United States District Court, E.D. Texas, Marshall Division
Aug 29, 2023
Civil Action 2:22-CV-00125-JRG (E.D. Tex. Aug. 29, 2023)

Opinion

Civil Action 2:22-CV-00125-JRG

08-29-2023

ENTROPIC COMMUNICATIONS, LLC, Plaintiff, v. CHARTER COMMUNICATIONS, INC., Defendant.


MEMORANDUM OPINION AND ORDER

RODNEY GILSTRAP, UNITED STATES DISTRICT JUDGE

I. INTRODUCTION

Before the Court is Defendant Charter Communications, Inc.'s (“Charter”) Opposed Motion to Consolidate this Action with No. 2:23-cv-00052-JRG and to Amend the Case Schedule (the “Motion”). (Dkt. No. 99.) In the Motion, Charter requests that the above-captioned case (the “First Action”) be consolidated with the Entropic Communications, LLC v. Charter Communications, Inc., Case No. 2:23-cv-052-JRG (the “Second Action”) pursuant to Federal Rule of Civil Procedure 42(a). (Dkt. No. 99 at 1.) Plaintiff Entropic Communications, LLC (“Entropic”) opposes the Motion. (Dkt. No. 113.) For the following reasons, the Court finds that the Motion should be DENIED.

II. BACKGROUND

Entropic filed the First Action on April 27, 2022. (Dkt. No. 1.) It asserts that Charter infringes six U.S. Patents, including U.S. Patent No. 9,210,362 (the “'362 Patent”). (Dkt. No. 15 at ¶ 1.) The First Action is set to for trial on December 4, 2023 (Dkt. No. 154.)

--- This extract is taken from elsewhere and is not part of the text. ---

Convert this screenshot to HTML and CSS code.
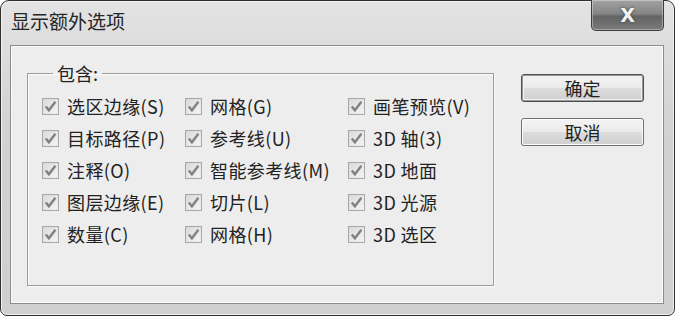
FILE: index.html
```html
<!DOCTYPE html>
<html lang="zh-CN">
<head>
    <meta charset="UTF-8">
    <title>显示额外选项</title>
    <link rel="stylesheet" href="styles.css">
</head>
<body>
    <div class="window">
        <div class="titlebar">
            <span class="title">显示额外选项</span>
            <button class="close-btn">X</button>
        </div>

        <div class="client">
            <fieldset class="group">
                <legend>包含:</legend>
                <div class="options" id="options">
                    <!-- options are added below -->
                </div>
            </fieldset>

            <div class="actions">
                <button class="btn default">确定</button>
                <button class="btn">取消</button>
            </div>
        </div>
    </div>

    <script>
        const columns = [
            ["选区边缘(S)", "目标路径(P)", "注释(O)", "图层边缘(E)", "数量(C)"],
            ["网格(G)", "参考线(U)", "智能参考线(M)", "切片(L)", "网格(H)"],
            ["画笔预览(V)", "3D 轴(3)", "3D 地面", "3D 光源", "3D 选区"]
        ];

        const check = `<svg viewBox="0 0 16 16" width="17" height="17">
            <rect x="0.5" y="0.5" width="15" height="15" fill="url(#boxfill)" stroke="#a9a9a9"/>
            <path d="M3.6 8 L6.5 11.6 L12.6 3.6" fill="none" stroke="#808080" stroke-width="2.2"/>
        </svg>`;

        const options = document.getElementById('options');

        columns.forEach(col => {
            const column = document.createElement('div');
            column.className = 'column';
            col.forEach(label => {
                const row = document.createElement('label');
                row.className = 'option';
                row.innerHTML = `<span class="box">${check}</span><span>${label}</span>`;
                column.appendChild(row);
            });
            options.appendChild(column);
        });
    </script>

    <svg width="0" height="0" class="defs">
        <defs>
            <linearGradient id="boxfill" x1="0" y1="0" x2="1" y2="1">
                <stop offset="0" stop-color="#d9d9d9"/>
                <stop offset="1" stop-color="#f6f6f6"/>
            </linearGradient>
        </defs>
    </svg>
</body>
</html>
```

FILE: styles.css
```css
body {
    margin: 0;
    padding: 0;
    background-color: #ffffff;
    font-family: "Noto Sans CJK SC", "Noto Sans", sans-serif;
    color: #222222;
}

.defs {
    position: absolute;
}

.window {
    width: 675px;
    height: 316px;
    box-sizing: border-box;
    border: 1px solid #2e2e2e;
    border-radius: 9px 9px 7px 7px;
    background: linear-gradient(to bottom, #e3e3e3, #d2d2d2 40%, #cfcfcf);
    box-shadow: inset 0 0 0 1px #f2f2f2;
    padding: 0 10px 11px 9px;
    display: flex;
    flex-direction: column;
}

.titlebar {
    height: 44px;
    display: flex;
    justify-content: space-between;
    align-items: flex-start;
}

.title {
    font-size: 19px;
    line-height: 24px;
    margin: 8px 0 0 1px;
    color: #262626;
}

.close-btn {
    width: 73px;
    height: 31px;
    margin-top: -1px;
    border: 1px solid #3c3c3c;
    border-top: none;
    border-radius: 0 0 5px 5px;
    background: linear-gradient(to bottom, #a2a2a2, #858585 45%, #646464 55%, #7a7a7a);
    box-shadow: inset 0 0 0 1px rgba(255, 255, 255, 0.35);
    color: #f4f4f4;
    font-family: "DejaVu Sans", sans-serif;
    font-weight: bold;
    font-size: 19px;
    line-height: 28px;
    padding: 0;
    text-shadow: 0 0 3px #3a3a3a;
}

.client {
    flex: 1;
    display: flex;
    align-items: flex-start;
    background-color: #ededed;
    border: 1px solid #8c8c8c;
    box-shadow: inset 0 0 0 1px #fafafa;
    padding: 16px 0 0 16px;
}

.group {
    width: 467px;
    height: 224px;
    box-sizing: border-box;
    margin: 0;
    padding: 0 0 0 14px;
    border: 1px solid #9c9c9c;
    box-shadow: inset 1px 1px 0 #fbfbfb, 1px 1px 0 #fbfbfb;
}

.group legend {
    font-size: 18px;
    line-height: 22px;
    padding: 0 4px;
    margin-left: 11px;
}

.options {
    display: flex;
    padding-top: 6px;
}

.column {
    display: flex;
    flex-direction: column;
}

.column:nth-child(1) {
    width: 143px;
}

.column:nth-child(2) {
    width: 163px;
}

.option {
    height: 32px;
    display: flex;
    align-items: center;
    gap: 8px;
    font-size: 18px;
    letter-spacing: 0.4px;
    white-space: nowrap;
}

.box {
    width: 17px;
    height: 17px;
    display: flex;
}

.actions {
    display: flex;
    flex-direction: column;
    gap: 16px;
    margin-left: 27px;
    margin-top: 12px;
}

.btn {
    width: 123px;
    height: 28px;
    border: 1px solid #707070;
    border-radius: 3px;
    background: linear-gradient(to bottom, #f4f4f4, #ebebeb 48%, #dcdcdc 52%, #cfcfcf);
    box-shadow: inset 0 0 0 1px #fcfcfc;
    font-family: "Noto Sans CJK SC", sans-serif;
    font-size: 18px;
    line-height: 24px;
    color: #222222;
    padding: 0;
}

.btn.default {
    border-color: #4f4f4f;
    box-shadow: inset 0 0 0 1px #9a9a9a, inset 0 0 0 2px #f0f0f0;
}
```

Entropic filed the Second Action on February 10, 2023. 2:23-cv-052-JRG, Dkt. No. 1. In this action, Entropic asserts that Charter infringes U.S. Patent Nos. 11,381,866 (the “'866 Patent”) and 11,399,206 (the “'206 Patent”). 2:23-cv-052-JRG, Dkt. No. 11 at 2. These patents are from the same family as the '362 Patent from the First Action. (Dkt. No. 99 at 1.) Accordingly, the '362, '866, and '206 Patents share a specification and inventors, and have similar claims. (Id.) The Second Action, which is currently consolidated with 2:23-cv-051-JRG, is set for trial on October 7, 2024. 2:23-cv-051-JRG, Dkt. No. 52.

III. LEGAL STANDARD

Under Rule 42(a), where actions involve a common question of law or fact, “the court may . . . consolidate the actions.” Contentguard Holdings, Inc. v. Google, Inc., Nos. 2:14-cv-00061-JRG, Nos. 2:13-cv-01112, 2014 WL 1477670, at *4 (E.D. Tex. Apr. 15, 2014) (quoting Fed.R.Civ.P. 41(a)) (emphasis in original)). This rule “is permissive and vests a purely discretionary power in the district court.” Id. (quoting Whiteman v. Pitrie, 220 F.2d 914, 918 (5th Cir. 1955)).

IV. ANALYSIS

Charter argues that the Court should consolidate the First and Second Actions because the law and facts substantially overlap. (Dkt. No. 99 at 7.) The '362, '866, and '206 Patents share the same specification and inventors, and have similar claims. (Id. at 7-8.) Moreover, the Accused Products and Accused Services have the same definition in each Action. (Id. at 8.) Charter further argues that trying the First and Second cases separately will lead to jury confusion because the jury in the Second Action will be required to account for the events that occurred in the First Action. (Id. at 9-10.) Moreover, Charter argues, consolidation would avoid substantial inefficiencies, namely litigating claim splitting and issue preclusion in the Second Action. (Id. at 10-14.) Last, Charter argues that if the Court adopts Charter's proposed schedule, there is no prejudice to Entropic. (Id. at 14-15.) Under Charter's proposed schedule, the consolidated case would proceed to trial in April 2024. (Dkt. No. 99-1 at 1.) Charter argues that there would be no prejudice to Entropic because the shorter time-to-trial for the Second Action would offset the longer time-to-trial in the First Action. (Dkt. No. 99 at 14-15.) Charter further argues that there is no prejudice to Entropic because Entropic is a non-practicing entity seeking only money damages. (Id. at 14.)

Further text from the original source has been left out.